- WHAT IS EXPECTED -
Count every line in the following entries where the word "this" appears. Give the count alone.

- GIVEN RECORDS -
•••

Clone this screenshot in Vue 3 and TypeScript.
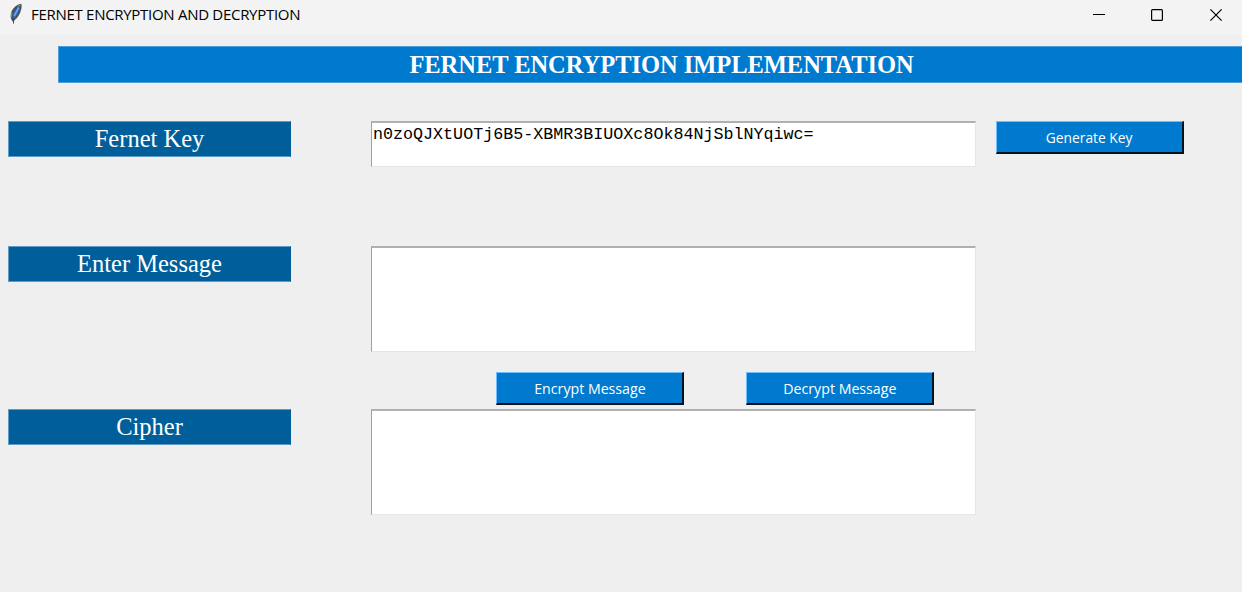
<script setup lang="ts">
import { ref } from 'vue'

const fernetKey = ref('n0zoQJXtUOTj6B5-XBMR3BIUOXc8Ok84NjSblNYqiwc=')
const message = ref('')
const cipher = ref('')
</script>

<template>
  <div class="window">
    <header class="titlebar">
      <svg class="feather" width="14" height="22" viewBox="0 0 14 22">
        <path d="M12.4 .8 C8.5 1.2 4.2 4.5 2.3 9 C1.2 12 1.6 15 2.6 17 L4.2 19 L5.8 17 C9 14.5 11 11 12 7 C12.6 5 12.8 3 12.4 .8Z" fill="#4a5358" />
        <path d="M10.6 3.2 C7 4.8 4.2 9.5 3.7 14 L5.2 15.8 C8.2 13 10.4 8 10.6 3.2Z" fill="#2866c5" />
        <path d="M9.8 4.5 L5.2 13" stroke="#69a8f2" stroke-width="1.6" />
        <path d="M11.6 1.8 L8.5 3.4 M2.8 9 L2.3 14" stroke="#8b969b" stroke-width="1" />
        <path d="M4.5 15 V20.5" stroke="#40474d" stroke-width="1" />
      </svg>
      <span class="caption">FERNET ENCRYPTION AND DECRYPTION</span>
      <div class="controls">
        <svg width="13" height="13" viewBox="0 0 13 13"><path d="M0 5.5H12" stroke="#000" /></svg>
        <svg width="13" height="13" viewBox="0 0 13 13"><rect x=".6" y=".6" width="10.8" height="10.8" rx="1" fill="none" stroke="#000" stroke-width="1.2" /></svg>
        <svg class="close" width="13" height="13" viewBox="0 0 13 13"><path d="M.4 .4L11.6 11.6M11.6 .4L.4 11.6" stroke="#000" stroke-width="1.2" /></svg>
      </div>
    </header>
    <h1 class="banner">FERNET ENCRYPTION IMPLEMENTATION</h1>
    <main class="form">
      <div class="row key-row">
        <div class="label">Fernet Key</div>
        <div class="field short">{{ fernetKey }}</div>
        <button class="btn"><span class="generate">Generate Key</span></button>
      </div>
      <div class="row message-row">
        <div class="label">Enter Message</div>
        <div class="field">{{ message }}</div>
      </div>
      <div class="actions">
        <button class="btn"><span>Encrypt Message</span></button>
        <button class="btn"><span>Decrypt Message</span></button>
      </div>
      <div class="row">
        <div class="label">Cipher</div>
        <div class="field">{{ cipher }}</div>
      </div>
    </main>
  </div>
</template>

<style>
body { margin: 0; background: #efefef; }
</style>

<style scoped>
.window {
  width: 1242px;
  height: 592px;
  overflow: hidden;
  background: #efefef;
}
.titlebar {
  display: flex;
  height: 35px;
  background: #f3f3f3;
  box-sizing: border-box;
  padding-left: 9px;
}
.feather { margin-top: 3px; flex: none; }
.caption {
  margin-left: 8px;
  font: 15px/28px "Open Sans", "Noto Sans", sans-serif;
  letter-spacing: -0.29px;
  color: #000;
  white-space: nowrap;
}
.controls {
  display: flex;
  gap: 45px;
  margin: 9px 19px 0 auto;
}
.controls svg { display: block; }
.controls .close { margin-left: 1px; }
.banner {
  margin: 11px 0 0 58px;
  height: 37px;
  box-sizing: border-box;
  border: solid #4d9fd9;
  border-width: 1px 0 1px 1px;
  background: #007acf;
  color: #fff;
  font: bold 24.5px/35px "Liberation Serif", serif;
  letter-spacing: -0.04px;
  text-align: center;
  padding-left: 22px;
  white-space: nowrap;
}
.form { padding: 38px 0 0 8px; }
.row {
  display: grid;
  grid-template-columns: 283px 685px 188px;
  align-items: start;
}
.row .field { margin-left: 80px; }
.row .btn { margin-left: 20px; width: 188px; }
.key-row { height: 125px; }
.message-row { height: 126px; }
.label {
  height: 36px;
  box-sizing: border-box;
  border: 1px solid #5f9cc4;
  border-right-color: #005f9b;
  background: #005f9b;
  color: #fff;
  font: 24.5px/34px "Liberation Serif", serif;
  text-align: center;
  white-space: nowrap;
}
.field {
  height: 106px;
  box-sizing: border-box;
  border: 1px solid #e6e6e6;
  border-top: 2px solid #b0b0b0;
  border-left: 1px solid #a0a0a0;
  background: #fff;
  color: #000;
  padding: 2px 1px 0;
  font: 16.7px/20px "Liberation Mono", monospace;
  white-space: pre;
}
.short { height: 46px; }
.btn {
  display: block;
  width: 188px;
  height: 33px;
  box-sizing: border-box;
  padding: 0;
  border: solid;
  border-width: 1px 2px 2px 1px;
  border-color: #73bcff #05121c #05121c #73bcff;
  background: #007acf;
  color: #fff;
  font: 15px/29px "Open Sans", "Noto Sans", sans-serif;
  text-align: center;
  white-space: nowrap;
}
.btn span {
  display: inline-block;
  transform: scaleX(0.945);
}
.btn .generate { transform: scaleX(0.92); }
.actions {
  display: flex;
  gap: 62px;
  height: 37px;
  padding-left: 488px;
}
</style>
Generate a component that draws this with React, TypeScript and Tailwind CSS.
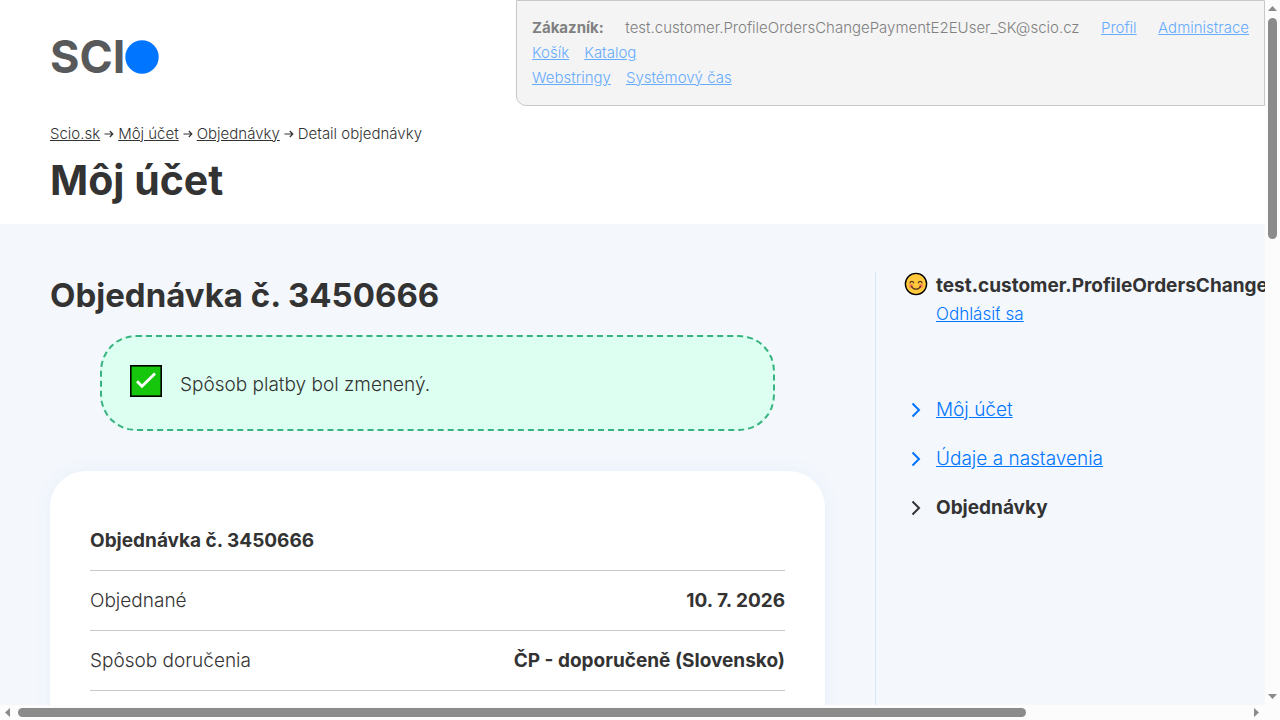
import React from "react";

const breadcrumbs = ["Scio.sk", "Môj účet", "Objednávky"];

const rows = [
    { label: "Objednané", value: "10. 7. 2026" },
    { label: "Spôsob doručenia", value: "ČP - doporučeně (Slovensko)" },
];

const menu = [
    { label: "Môj účet", active: false },
    { label: "Údaje a nastavenia", active: false },
    { label: "Objednávky", active: true },
];

function Logo() {
    return (
        <a href="#" aria-label="Scio" className="flex h-[34px] items-center">
            <span className="text-[45px] leading-[34px] font-bold text-[#58595b]">SCI</span>
            <svg width="34" height="34" viewBox="0 0 34 34">
                <circle cx="17" cy="17" r="16.7" fill="#0075ff" />
            </svg>
        </a>
    );
}

function AdminBar() {
    const link = "text-[#66acff] underline";
    return (
        <div className="w-[749px] rounded-bl-[10px] border border-[#c8c8c8] bg-[#f4f4f4] px-[15px] pt-[14px] pb-[15px] text-[15px] leading-[25px] font-light whitespace-nowrap text-[#808080]">
            <div className="flex justify-between">
                <strong className="font-bold">Zákazník:</strong>
                <span>test.customer.ProfileOrdersChangePaymentE2EUser_SK@scio.cz</span>
                <a href="#" className={link}>Profil</a>
                <a href="#" className={link}>Administrace</a>
            </div>
            <div className="flex gap-[15px]">
                <a href="#" className={link}>Košík</a>
                <a href="#" className={link}>Katalog</a>
            </div>
            <div className="flex gap-[15px]">
                <a href="#" className={link}>Webstringy</a>
                <a href="#" className={link}>Systémový čas</a>
            </div>
        </div>
    );
}

function Arrow() {
    return (
        <svg width="10" height="10" viewBox="0 0 10 10" fill="none" stroke="#333" strokeWidth="1.2">
            <path d="M0.5 5h8M5.8 2l3 3-3 3" />
        </svg>
    );
}

function Smile() {
    return (
        <svg width="24" height="24" viewBox="0 0 24 24" fill="none" className="shrink-0">
            <circle cx="12" cy="12" r="10.6" fill="#ffc83d" stroke="#000" strokeWidth="1.4" />
            <circle cx="7" cy="14" r="2.2" fill="#ff8a4f" />
            <circle cx="17" cy="14" r="2.2" fill="#ff8a4f" />
            <path d="M6 10.8c.6-2 3-2 3.6 0M14.4 10.8c.6-2 3-2 3.6 0M7.5 14.2c1.8 4 7.2 4 9 0" stroke="#5a3a1c" strokeWidth="1.3" strokeLinecap="round" />
        </svg>
    );
}

function Check() {
    return (
        <svg width="32" height="32" viewBox="0 0 32 32" fill="none" className="shrink-0">
            <rect x="0.8" y="0.8" width="30.4" height="30.4" fill="#16c60c" stroke="#000" strokeWidth="1.6" />
            <path d="M7 16.2l5 5L25 8.5" stroke="#fff" strokeWidth="2.8" />
        </svg>
    );
}

function Chevron() {
    return (
        <svg width="10" height="16" viewBox="0 0 10 16" fill="none" stroke="currentColor" strokeWidth="2">
            <path d="M1.5 1.5L8 8l-6.5 6.5" />
        </svg>
    );
}

function Triangle({ points }: { points: string }) {
    return (
        <svg width="9" height="9" viewBox="0 0 9 9" fill="#8b8b8b" className="shrink-0">
            <polygon points={points} />
        </svg>
    );
}

export default function App() {
    return (
        <div className="flex h-screen flex-col overflow-hidden bg-[#fcfcfc] font-['Inter',sans-serif] font-light text-[#333]">
            <div className="flex min-h-0 flex-1">
                <div className="flex min-w-0 flex-1 flex-col overflow-hidden bg-[#f4f8fd]">
                    <header className="bg-white pb-5">
                        <div className="flex items-start justify-between pl-[50px]">
                            <div className="pt-10">
                                <Logo />
                            </div>
                            <AdminBar />
                        </div>
                        <nav className="flex items-center gap-1 px-[50px] pt-4 text-[15px] leading-6">
                            {breadcrumbs.map((item) => (
                                <React.Fragment key={item}>
                                    <a href="#" className="underline">{item}</a>
                                    <Arrow />
                                </React.Fragment>
                            ))}
                            <span>Detail objednávky</span>
                        </nav>
                        <h1 className="px-[50px] pt-[10px] text-[41px] leading-[48px] font-bold">Môj účet</h1>
                    </header>

                    <div className="flex flex-1 pt-12">
                        <main className="min-w-0 flex-1 px-[50px] pt-[2px]">
                            <h2 className="text-[33px] leading-[42px] font-bold">Objednávka č. 3450666</h2>
                            <div className="mx-[50px] mt-[19px] flex h-24 items-start gap-[18px] rounded-[36px] border-2 border-dashed border-[#36b37e] bg-[#dcfff1] px-7 pt-7 text-[19px] leading-[40px]">
                                <Check />
                                <p>Spôsob platby bol zmenený.</p>
                            </div>
                            <section className="mt-10 rounded-[36px] bg-white px-10 pt-10 pb-20 text-[19px] leading-[29px] shadow-[0_0_20px_rgba(0,80,200,0.05)]">
                                <table className="w-full">
                                    <thead>
                                        <tr className="border-b border-[#c8c8c8]">
                                            <th colSpan={2} className="py-[15px] text-left font-bold">Objednávka č. 3450666</th>
                                        </tr>
                                    </thead>
                                    <tbody>
                                        {rows.map((row) => (
                                            <tr key={row.label} className="border-b border-[#c8c8c8]">
                                                <td className="py-[15px]">{row.label}</td>
                                                <td className="py-[15px] text-right font-bold">{row.value}</td>
                                            </tr>
                                        ))}
                                    </tbody>
                                </table>
                            </section>
                        </main>

                        <aside className="w-[390px] shrink-0 border-l border-[#dbe6f5] pl-7">
                            <div className="flex gap-2 whitespace-nowrap">
                                <Smile />
                                <div>
                                    <p className="text-[19px] leading-7 font-bold">test.customer.ProfileOrdersChangePaymentE2EUser_SK@scio.cz</p>
                                    <a href="#" className="block pt-[2px] text-[17px] leading-6 text-[#0075ff] underline">Odhlásiť sa</a>
                                </div>
                            </div>
                            <ul className="mt-[69px] flex flex-col gap-5 pl-[7px] text-[19px] leading-[29px]">
                                {menu.map((item) => (
                                    <li key={item.label}>
                                        <a
                                            href="#"
                                            className={item.active
                                                ? "flex items-center gap-[15px] font-bold"
                                                : "flex items-center gap-[15px] text-[#0075ff] underline"}
                                        >
                                            <Chevron />
                                            {item.label}
                                        </a>
                                    </li>
                                ))}
                            </ul>
                        </aside>
                    </div>
                </div>

                <div className="flex w-[15px] shrink-0 flex-col items-center justify-between py-1">
                    <Triangle points="0,7 4.5,2 9,7" />
                    <div className="my-[5px] flex-1">
                        <div className="h-[33%] w-[9px] rounded-full bg-[#8b8b8b]"></div>
                    </div>
                    <Triangle points="0,2 9,2 4.5,7" />
                </div>
            </div>

            <div className="mr-[15px] flex h-[15px] shrink-0 items-center px-1">
                <Triangle points="6,0 1,4.5 6,9" />
                <div className="mx-[5px] flex-1">
                    <div className="h-[9px] w-[82%] rounded-full bg-[#8b8b8b]"></div>
                </div>
                <Triangle points="2,0 7,4.5 2,9" />
            </div>
        </div>
    );
}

•••

- SOLUTION TO THE EXERCISE -
2